Room 004, School of Arts and Sciences
Central Campus
Predictive processing has become a popular tag to define mental processes in the recent past especially in mind and brain sciences. As much as it is computational, it is also behavioural in the sense that, the dominant theories ground their central claims to sensory engagement with the world. Language as an evolutionary cognitive tool for the mind has been of special significance to many since it connects thoughts, actions and consciousness to the environment. This externalisation of the mind has important consequences for how we have come to think about cognitive processes generally. I would like to present arguments and provide empirical support, taking bilingualism and cognition as a model to show that multiple languages in the environment tagged to different individuals show us the flexibility of adapting. The proposed lecture will also include the elaboration of a recent model that connects environmental diversity to cognitive processes, which extends beyond the domain of language. I would claim, moving away from traditional orthodoxy that, cognition of individuals constrained by cultures and core abilities is a dynamical adaptive system grounded to cues in the environment.
Ramesh Mishra is a cognitive scientist and Professor at the University of Hyderabad, where he serves as Dean of the School of Medical Sciences and Head of the Centre for Neural and Cognitive Sciences. His work examines how language, attention, and visual cognition interact in shaping the human mind. Extending beyond the laboratory, his research combines experimental methods such as eye-tracking and behavioural approaches to understand how people perceive, process, and cognise in diverse real-world contexts.
He has authored several influential books on cognitive science and bilingualism and has published extensively in leading international journals. Prof.

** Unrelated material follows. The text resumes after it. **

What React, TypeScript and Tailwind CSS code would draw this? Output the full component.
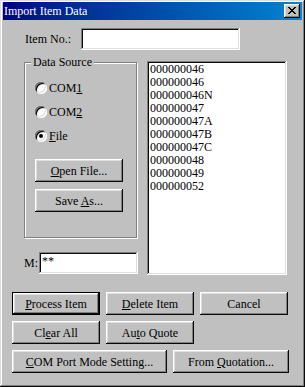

Mishra has held visiting positions at prestigious institutions including the Max Planck Institute for Psycholinguistics, Sapienza University of Rome, NTNU Norway, and Dalhousie University in Canada. Beyond his research, he plays an active role in shaping the field through editorial leadership and scholarly service. He serves as Chief Editor of the Journal of Cultural Cognitive Science, contributes to the editorial boards of several international journals, and is a Fellow of the Psychonomic Society.